:: Problem statement ::
Your task is to transcribe all of the data below exactly, omitting the images.

:: Data provided ::
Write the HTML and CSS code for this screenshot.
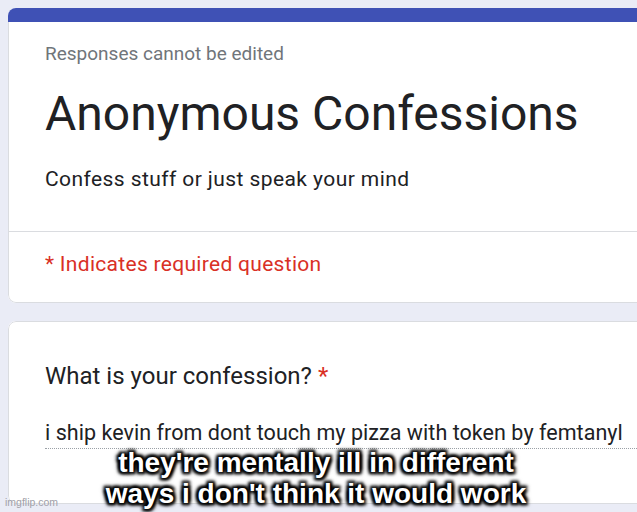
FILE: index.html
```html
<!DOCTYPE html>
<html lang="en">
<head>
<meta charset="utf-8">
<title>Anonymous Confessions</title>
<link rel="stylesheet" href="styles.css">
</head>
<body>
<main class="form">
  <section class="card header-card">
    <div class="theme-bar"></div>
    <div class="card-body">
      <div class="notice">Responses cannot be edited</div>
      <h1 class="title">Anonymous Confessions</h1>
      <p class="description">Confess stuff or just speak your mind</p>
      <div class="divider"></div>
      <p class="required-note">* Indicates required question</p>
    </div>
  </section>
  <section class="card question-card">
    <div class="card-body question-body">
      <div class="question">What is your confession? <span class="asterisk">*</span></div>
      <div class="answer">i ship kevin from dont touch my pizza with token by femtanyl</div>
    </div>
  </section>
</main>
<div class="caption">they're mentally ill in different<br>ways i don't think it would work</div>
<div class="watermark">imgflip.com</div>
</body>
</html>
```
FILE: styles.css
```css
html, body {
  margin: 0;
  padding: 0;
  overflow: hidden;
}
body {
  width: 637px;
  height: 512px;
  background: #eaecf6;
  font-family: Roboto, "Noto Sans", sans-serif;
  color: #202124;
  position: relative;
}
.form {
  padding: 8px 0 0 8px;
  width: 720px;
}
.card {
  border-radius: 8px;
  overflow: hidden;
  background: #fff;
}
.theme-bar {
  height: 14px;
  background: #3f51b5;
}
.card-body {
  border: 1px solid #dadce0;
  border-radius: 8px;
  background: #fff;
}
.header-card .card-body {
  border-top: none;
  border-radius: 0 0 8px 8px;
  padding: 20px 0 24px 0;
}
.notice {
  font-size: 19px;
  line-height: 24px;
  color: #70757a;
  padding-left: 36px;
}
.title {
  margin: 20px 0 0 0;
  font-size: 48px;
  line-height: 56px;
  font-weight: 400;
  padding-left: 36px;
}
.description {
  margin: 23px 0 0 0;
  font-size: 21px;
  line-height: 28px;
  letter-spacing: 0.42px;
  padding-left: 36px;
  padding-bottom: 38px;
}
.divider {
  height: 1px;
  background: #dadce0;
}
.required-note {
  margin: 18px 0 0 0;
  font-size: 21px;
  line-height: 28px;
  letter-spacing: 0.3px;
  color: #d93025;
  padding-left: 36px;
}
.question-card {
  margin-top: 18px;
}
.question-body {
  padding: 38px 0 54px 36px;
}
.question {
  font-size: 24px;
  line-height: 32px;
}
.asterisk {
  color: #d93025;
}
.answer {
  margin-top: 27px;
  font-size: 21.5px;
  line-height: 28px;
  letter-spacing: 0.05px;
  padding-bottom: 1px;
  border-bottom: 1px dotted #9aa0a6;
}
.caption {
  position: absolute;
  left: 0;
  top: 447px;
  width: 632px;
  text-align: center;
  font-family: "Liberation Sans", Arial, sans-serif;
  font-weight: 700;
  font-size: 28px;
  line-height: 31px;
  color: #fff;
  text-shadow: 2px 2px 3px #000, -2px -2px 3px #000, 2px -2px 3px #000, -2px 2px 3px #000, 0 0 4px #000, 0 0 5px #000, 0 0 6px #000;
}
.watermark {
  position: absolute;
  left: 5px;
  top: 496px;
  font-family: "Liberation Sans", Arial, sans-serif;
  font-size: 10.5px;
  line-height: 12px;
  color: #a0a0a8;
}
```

:: The answer ::
Write the HTML and CSS code for this screenshot.
FILE: index.html
```html
<!DOCTYPE html>
<html lang="en">
<head>
<meta charset="utf-8">
<title>Anonymous Confessions</title>
<link rel="stylesheet" href="styles.css">
</head>
<body>
<main class="form">
  <section class="card header-card">
    <div class="theme-bar"></div>
    <div class="card-body">
      <div class="notice">Responses cannot be edited</div>
      <h1 class="title">Anonymous Confessions</h1>
      <p class="description">Confess stuff or just speak your mind</p>
      <div class="divider"></div>
      <p class="required-note">* Indicates required question</p>
    </div>
  </section>
  <section class="card question-card">
    <div class="card-body question-body">
      <div class="question">What is your confession? <span class="asterisk">*</span></div>
      <div class="answer">i ship kevin from dont touch my pizza with token by femtanyl</div>
    </div>
  </section>
</main>
<div class="caption">they're mentally ill in different<br>ways i don't think it would work</div>
<div class="watermark">imgflip.com</div>
</body>
</html>
```
FILE: styles.css
```css
html, body {
  margin: 0;
  padding: 0;
  overflow: hidden;
}
body {
  width: 637px;
  height: 512px;
  background: #eaecf6;
  font-family: Roboto, "Noto Sans", sans-serif;
  color: #202124;
  position: relative;
}
.form {
  padding: 8px 0 0 8px;
  width: 720px;
}
.card {
  border-radius: 8px;
  overflow: hidden;
  background: #fff;
}
.theme-bar {
  height: 14px;
  background: #3f51b5;
}
.card-body {
  border: 1px solid #dadce0;
  border-radius: 8px;
  background: #fff;
}
.header-card .card-body {
  border-top: none;
  border-radius: 0 0 8px 8px;
  padding: 20px 0 24px 0;
}
.notice {
  font-size: 19px;
  line-height: 24px;
  color: #70757a;
  padding-left: 36px;
}
.title {
  margin: 20px 0 0 0;
  font-size: 48px;
  line-height: 56px;
  font-weight: 400;
  padding-left: 36px;
}
.description {
  margin: 23px 0 0 0;
  font-size: 21px;
  line-height: 28px;
  letter-spacing: 0.42px;
  padding-left: 36px;
  padding-bottom: 38px;
}
.divider {
  height: 1px;
  background: #dadce0;
}
.required-note {
  margin: 18px 0 0 0;
  font-size: 21px;
  line-height: 28px;
  letter-spacing: 0.3px;
  color: #d93025;
  padding-left: 36px;
}
.question-card {
  margin-top: 18px;
}
.question-body {
  padding: 38px 0 54px 36px;
}
.question {
  font-size: 24px;
  line-height: 32px;
}
.asterisk {
  color: #d93025;
}
.answer {
  margin-top: 27px;
  font-size: 21.5px;
  line-height: 28px;
  letter-spacing: 0.05px;
  padding-bottom: 1px;
  border-bottom: 1px dotted #9aa0a6;
}
.caption {
  position: absolute;
  left: 0;
  top: 447px;
  width: 632px;
  text-align: center;
  font-family: "Liberation Sans", Arial, sans-serif;
  font-weight: 700;
  font-size: 28px;
  line-height: 31px;
  color: #fff;
  text-shadow: 2px 2px 3px #000, -2px -2px 3px #000, 2px -2px 3px #000, -2px 2px 3px #000, 0 0 4px #000, 0 0 5px #000, 0 0 6px #000;
}
.watermark {
  position: absolute;
  left: 5px;
  top: 496px;
  font-family: "Liberation Sans", Arial, sans-serif;
  font-size: 10.5px;
  line-height: 12px;
  color: #a0a0a8;
}
```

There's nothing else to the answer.